In order to then use the result given I need to write it in a similar complete square form in order to make a comparison...pretty sure this isn't what my lecturer was hinting at...

 

[blue_leaf77]

In order to then use the result given I need to write it in a similar complete square form in order to make a comparison...pretty sure this isn't what my lecturer was hinting at...
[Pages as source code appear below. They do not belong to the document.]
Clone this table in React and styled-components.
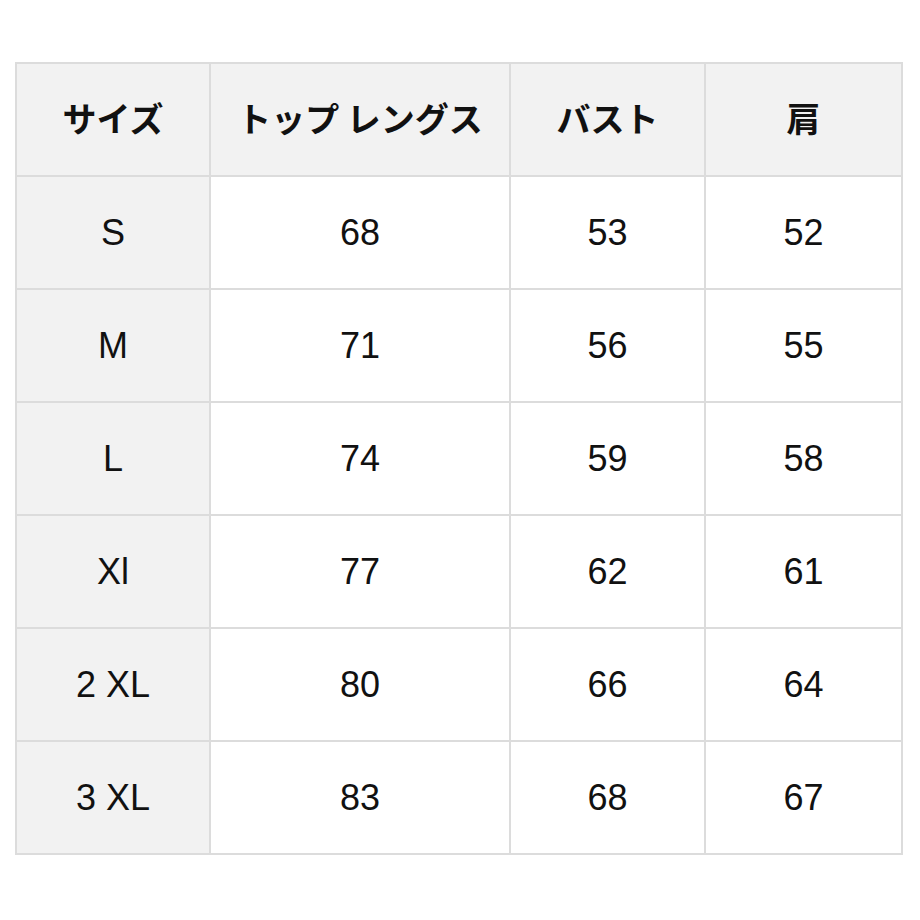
import styled, { createGlobalStyle } from "styled-components";

const GlobalStyle = createGlobalStyle`
  body {
    margin: 0;
    background: #ffffff;
    font-family: "Liberation Sans", "Noto Sans CJK JP", sans-serif;
  }
`;

const Page = styled.div`
  padding: 62px 0 0 15px;
`;

const Table = styled.table`
  border-collapse: collapse;
  table-layout: fixed;
  width: 886px;
  border: 2px solid #dcdcdc;
`;

const Cell = styled.td`
  height: 111px;
  padding: 0;
  border: 2px solid #dcdcdc;
  text-align: center;
  vertical-align: middle;
  font-size: 36px;
  color: #111;
  background: ${(p) => (p.$shaded ? "#f2f2f2" : "#ffffff")};
`;

const HeadCell = styled.th`
  height: 107px;
  padding: 0 0 4px;
  border: 2px solid #dcdcdc;
  text-align: center;
  vertical-align: middle;
  font-family: "Noto Sans CJK JP", sans-serif;
  font-weight: 700;
  font-size: 34px;
  color: #111;
  background: #f2f2f2;
`;

const columns = [
  { label: "サイズ", width: 194 },
  { label: "トップ レングス", width: 300 },
  { label: "バスト", width: 195 },
  { label: "肩", width: 197 },
];

const rows = [
  ["S", "68", "53", "52"],
  ["M", "71", "56", "55"],
  ["L", "74", "59", "58"],
  ["Xl", "77", "62", "61"],
  ["2 XL", "80", "66", "64"],
  ["3 XL", "83", "68", "67"],
];

export default function App() {
  return (
    <Page>
      <GlobalStyle />
      <Table>
        <colgroup>
          {columns.map((c) => (
            <col key={c.label} style={{ width: c.width }} />
          ))}
        </colgroup>
        <thead>
          <tr>
            {columns.map((c) => (
              <HeadCell key={c.label}>{c.label}</HeadCell>
            ))}
          </tr>
        </thead>
        <tbody>
          {rows.map((r) => (
            <tr key={r[0]}>
              {r.map((v, i) => (
                <Cell key={i} $shaded={i === 0}>
                  {v}
                </Cell>
              ))}
            </tr>
          ))}
        </tbody>
      </Table>
    </Page>
  );
}
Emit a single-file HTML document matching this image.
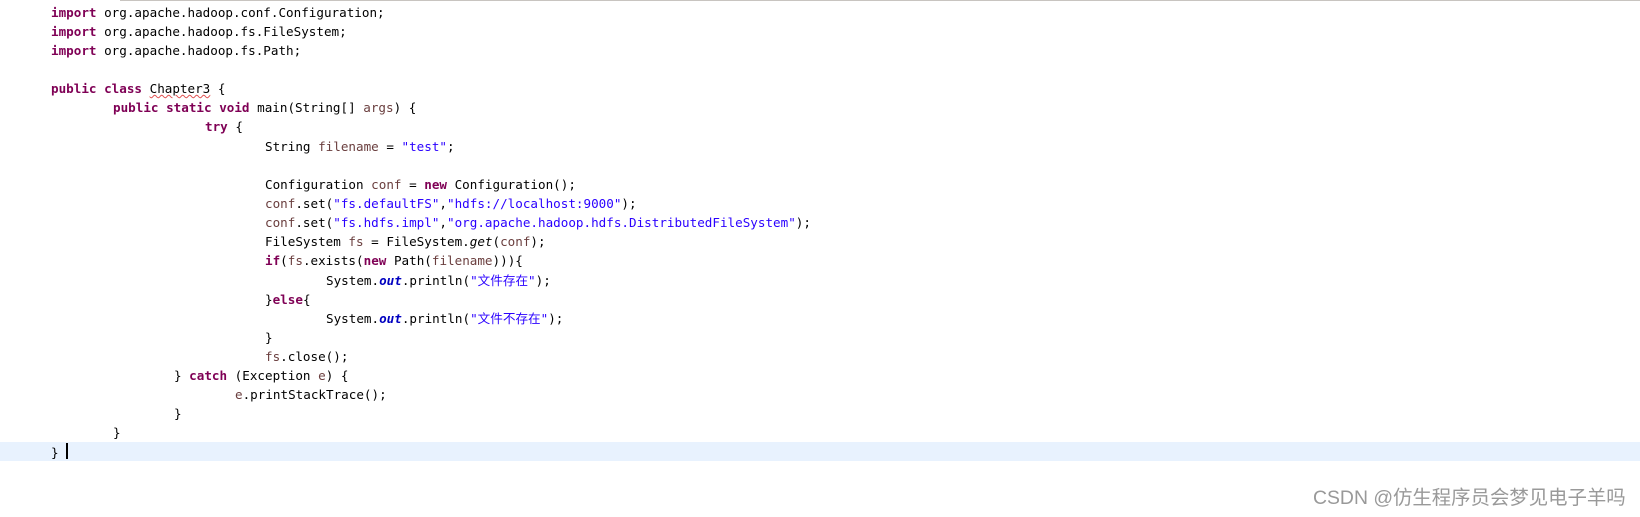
<!DOCTYPE html>
<html><head><meta charset="utf-8"><style>
body{margin:0;width:1640px;height:517px;background:#fff;position:relative;overflow:hidden}
.top{position:absolute;left:120px;top:0;width:1520px;height:1px;background:#c8c4c0}
.hl{position:absolute;left:0;top:442px;width:1640px;height:19px;background:#e8f2fe}
.l{position:absolute;white-space:pre;font-family:"DejaVu Sans Mono","Liberation Mono",monospace;font-size:12.6px;line-height:19px;color:#000}
.k{color:#7f0055;font-weight:bold}
.s{color:#2a00ff}
.v{color:#6a3e3e}
.f{color:#0000c0;font-weight:bold;font-style:italic}
.i{font-style:italic}
.sq{text-decoration:underline wavy #e05050;text-decoration-thickness:1px}
.cur{position:absolute;left:66px;top:443px;width:2px;height:16px;background:#000}
.wm{position:absolute;left:1313px;top:486px;font-family:"Liberation Sans","Noto Sans CJK SC",sans-serif;font-size:19.4px;line-height:24px;color:#999;white-space:nowrap}
</style></head><body>
<div class="top"></div>
<div class="hl"></div>
<div class="l" style="left:51px;top:3px"><span class="k">import</span> org.apache.hadoop.conf.Configuration;</div>
<div class="l" style="left:51px;top:22px"><span class="k">import</span> org.apache.hadoop.fs.FileSystem;</div>
<div class="l" style="left:51px;top:41px"><span class="k">import</span> org.apache.hadoop.fs.Path;</div>
<div class="l" style="left:51px;top:79px"><span class="k">public</span> <span class="k">class</span> <span class="sq">Chapter3</span> {</div>
<div class="l" style="left:113px;top:98px"><span class="k">public</span> <span class="k">static</span> <span class="k">void</span> main(String[] <span class="v">args</span>) {</div>
<div class="l" style="left:205px;top:117px"><span class="k">try</span> {</div>
<div class="l" style="left:265px;top:137px">String <span class="v">filename</span> = <span class="s">"test"</span>;</div>
<div class="l" style="left:265px;top:175px">Configuration <span class="v">conf</span> = <span class="k">new</span> Configuration();</div>
<div class="l" style="left:265px;top:194px"><span class="v">conf</span>.set(<span class="s">"fs.defaultFS"</span>,<span class="s">"hdfs://localhost:9000"</span>);</div>
<div class="l" style="left:265px;top:213px"><span class="v">conf</span>.set(<span class="s">"fs.hdfs.impl"</span>,<span class="s">"org.apache.hadoop.hdfs.DistributedFileSystem"</span>);</div>
<div class="l" style="left:265px;top:232px">FileSystem <span class="v">fs</span> = FileSystem.<span class="i">get</span>(<span class="v">conf</span>);</div>
<div class="l" style="left:265px;top:251px"><span class="k">if</span>(<span class="v">fs</span>.exists(<span class="k">new</span> Path(<span class="v">filename</span>))){</div>
<div class="l" style="left:326px;top:271px">System.<span class="f">out</span>.println(<span class="s">"文件存在"</span>);</div>
<div class="l" style="left:265px;top:290px">}<span class="k">else</span>{</div>
<div class="l" style="left:326px;top:309px">System.<span class="f">out</span>.println(<span class="s">"文件不存在"</span>);</div>
<div class="l" style="left:265px;top:328px">}</div>
<div class="l" style="left:265px;top:347px"><span class="v">fs</span>.close();</div>
<div class="l" style="left:174px;top:366px">} <span class="k">catch</span> (Exception <span class="v">e</span>) {</div>
<div class="l" style="left:235px;top:385px"><span class="v">e</span>.printStackTrace();</div>
<div class="l" style="left:174px;top:404px">}</div>
<div class="l" style="left:113px;top:423px">}</div>
<div class="l" style="left:51px;top:443px">}</div>
<div class="cur"></div>
<div class="wm">CSDN @仿生程序员会梦见电子羊吗</div>
</body></html>
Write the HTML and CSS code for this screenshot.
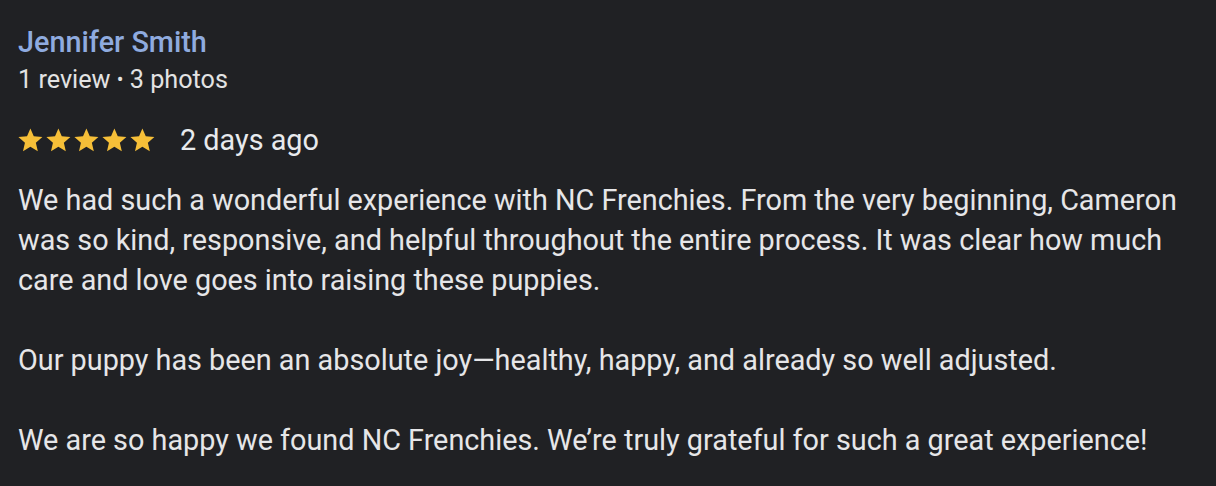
FILE: index.html
```html
<!DOCTYPE html>
<html>
<head>
<meta charset="utf-8">
<link rel="stylesheet" href="styles.css">
</head>
<body>
<div class="review">
  <div class="name">Jennifer Smith</div>
  <div class="meta">1 review <span class="dot">•</span> 3 photos</div>
  <div class="rating">
    <div class="stars">
      <svg viewBox="0 0 24 24" class="star"><path d="M12 17.27L18.18 21l-1.64-7.03L22 9.24l-7.19-.61L12 2 9.19 8.63 2 9.24l5.46 4.73L5.82 21z"/></svg>
      <svg viewBox="0 0 24 24" class="star"><path d="M12 17.27L18.18 21l-1.64-7.03L22 9.24l-7.19-.61L12 2 9.19 8.63 2 9.24l5.46 4.73L5.82 21z"/></svg>
      <svg viewBox="0 0 24 24" class="star"><path d="M12 17.27L18.18 21l-1.64-7.03L22 9.24l-7.19-.61L12 2 9.19 8.63 2 9.24l5.46 4.73L5.82 21z"/></svg>
      <svg viewBox="0 0 24 24" class="star"><path d="M12 17.27L18.18 21l-1.64-7.03L22 9.24l-7.19-.61L12 2 9.19 8.63 2 9.24l5.46 4.73L5.82 21z"/></svg>
      <svg viewBox="0 0 24 24" class="star"><path d="M12 17.27L18.18 21l-1.64-7.03L22 9.24l-7.19-.61L12 2 9.19 8.63 2 9.24l5.46 4.73L5.82 21z"/></svg>
    </div>
    <span class="date">2 days ago</span>
  </div>
  <div class="text">
    <p>We had such a wonderful experience with NC Frenchies. From the very beginning, Cameron was so kind, responsive, and helpful throughout the entire process. It was clear how much care and love goes into raising these puppies.</p>
    <p>Our puppy has been an absolute joy—healthy, happy, and already so well adjusted.</p>
    <p>We are so happy we found NC Frenchies. We’re truly grateful for such a great experience!</p>
  </div>
</div>
</body>
</html>
```

FILE: styles.css
```css
html, body {
  margin: 0;
  padding: 0;
  background: #202124;
}
body {
  font-family: Roboto, "Liberation Sans", sans-serif;
  color: #e8eaed;
}
.review {
  padding: 24px 18px 0 18px;
  width: 1190px;
}
.name {
  font-size: 28.8px;
  font-weight: 500;
  color: #8fabdf;
  line-height: 36px;
}
.meta {
  font-size: 25.2px;
  line-height: 34px;
  color: #e3e3e3;
  margin-top: 2px;
}
.dot {
  font-size: 20px;
  vertical-align: 2px;
}
.rating {
  display: flex;
  align-items: center;
  margin-top: 23px;
  height: 40px;
}
.stars {
  display: flex;
  margin-left: -2px;
}
.star {
  width: 28.8px;
  height: 28.8px;
  fill: #f6bf38;
  margin-right: -0.8px;
}
.date {
  font-size: 28.8px;
  margin-left: 24px;
  color: #e8eaed;
}
.text {
  margin-top: 20px;
  font-size: 28.8px;
  line-height: 40px;
  color: #e6e6e8;
}
.text p {
  margin: 0 0 40px 0;
}
```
What about changing the integration variable?

 

[lurflurf]

I don't know what Fourier convention is in use looks like a typo
I have
$$F(k)\left[e^{-\alpha x^2}\right]=
\int_{-\infty}^\infty\! \exp\left(-i k x-\alpha x^2\right) \,\mathrm{d}x=
\sqrt{\frac{\pi}{\alpha}}\exp\left(\frac{-k^2}{4\alpha}\right)$$
let 1/alpha=4D t
to see
$$\frac{1}{\sqrt{4D \pi t}}F(k)\left[e^{-\frac{ x^2}{4D t}}\right]=
\frac{1}{\sqrt{4D \pi t}}\int_{-\infty}^\infty\! \exp\left(-i k x-\frac{ x^2}{4D t}\right) \,\mathrm{d}x=
\exp\left(-D k^2t\right)$$
substitute it in
$$\frac{Q}{2\pi}\int_{-\infty}^\infty\! \exp\left(i k x-D k^2t\right) \,\mathrm{d}x=QF^{-1}(x)\left[e^{-D k^2t}\right]=QF^{-1}(x)\left[\frac{1}{\sqrt{4D \pi t}}F(k)\left[e^{-\frac{ x^2}{4D t}}\right]\right]$$
cancel the forward and inverse transforms to obtain the result

 

[binbagsss]

I don't know what Fourier convention is in use looks like a typo
I have
$$F(k)\left[e^{-\alpha x^2}\right]=
\int_{-\infty}^\infty\! \exp\left(-i k x-\alpha x^2\right) \,\mathrm{d}x=
\sqrt{\frac{\pi}{\alpha}}\exp\left(\frac{-k^2}{4\alpha}\right)$$
let 1/alpha=4D t
to see
$$\frac{1}{\sqrt{4D \pi t}}F(k)\left[e^{-\frac{ x^2}{4D t}}\right]=
\frac{1}{\sqrt{4D \pi t}}\int_{-\infty}^\infty\! \exp\left(-i k x-\frac{ x^2}{4D t}\right) \,\mathrm{d}x=
\exp\left(-D k^2t\right)$$
substitute it in
$$\frac{Q}{2\pi}\int_{-\infty}^\infty\! \exp\left(i k x-D k^2t\right) \,\mathrm{d}x=QF^{-1}(x)\left[e^{-D k^2t}\right]=QF^{-1}(x)\left[\frac{1}{\sqrt{4D \pi t}}F(k)\left[e^{-\frac{ x^2}{4D t}}\right]\right]$$
cancel the forward and inverse transforms to obtain the result

exactly what i was looking for,- thank you.